ERIC Number: EJ1431151
Record Type: Journal
Publication Date: 2024-Jul
Pages: 12
Abstractor: As Provided
ISBN: N/A
ISSN: ISSN-0013-1954
EISSN: EISSN-1573-0816
Lessons in Paradise: Envisioning a Black Liberatory Mathematics Education
Educational Studies in Mathematics, v116 n3 p539-550 2024
I use Toni Morrison's "Paradise" as a backdrop for framing a "Black Liberatory Fantasy" (Martin et al., 2019) that is rooted in what Dumas and ross ("Urban Education," 51(4):415-442, 2016) have conceptualized as BlackCrit. The goal of the current undertaking is to evaluate anecdotes of this working idea of paradise, to merge it with more refined ones, and to dream even bigger about what paradise could look like for Black students in mathematics spaces.
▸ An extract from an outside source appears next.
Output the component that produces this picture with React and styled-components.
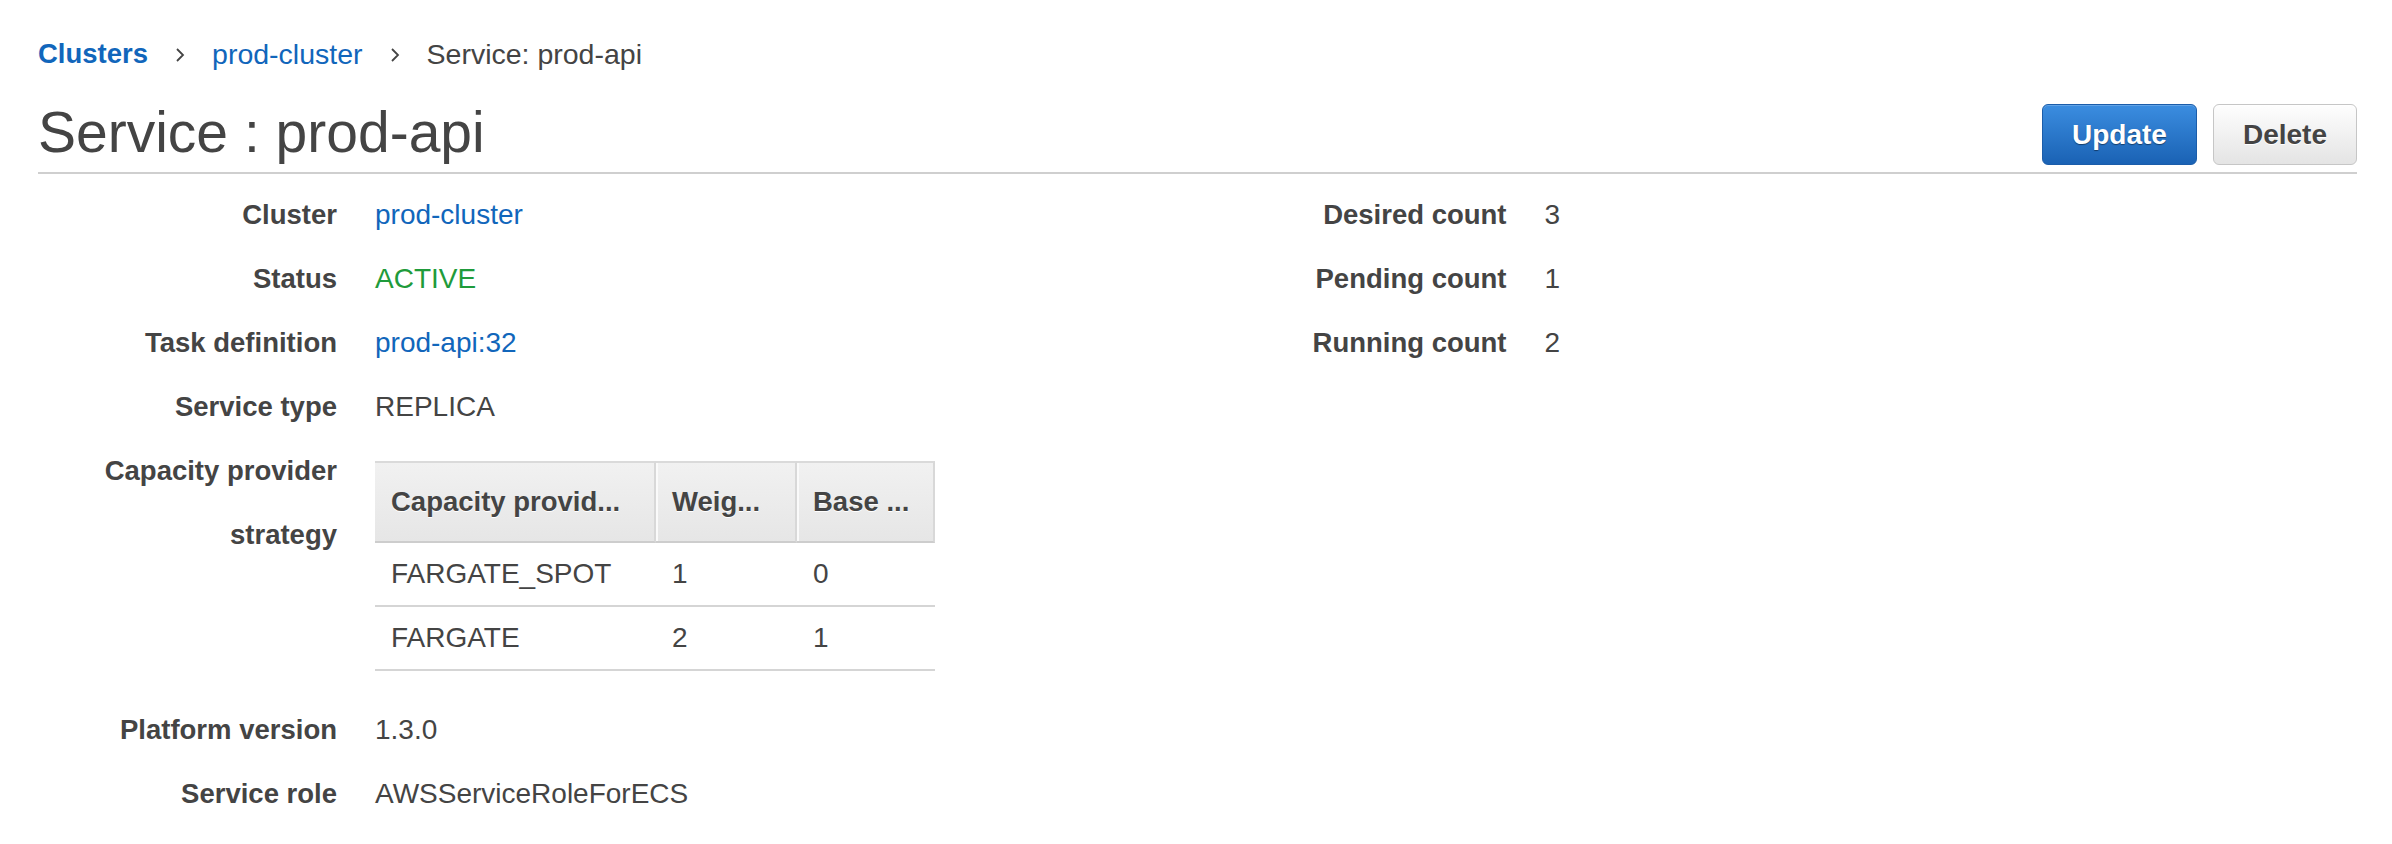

It is with this backdrop that I proffer how to fashion a Black liberatory mathematics education (BLiME), my conception of paradise, where Black students are expected to exist in their full humanity. I offer up five characteristics that inform the BLiME framework and are an extension of Morrison's (2019) writings on paradise: beauty, plenty, rest, exclusivity, and eternity. I contend that Ruby, Morrison's town in "Paradise," had elements of these characteristics, but here, BLiME reimagines mathematics education as a full embodiment of what Ruby had the "potential" to be.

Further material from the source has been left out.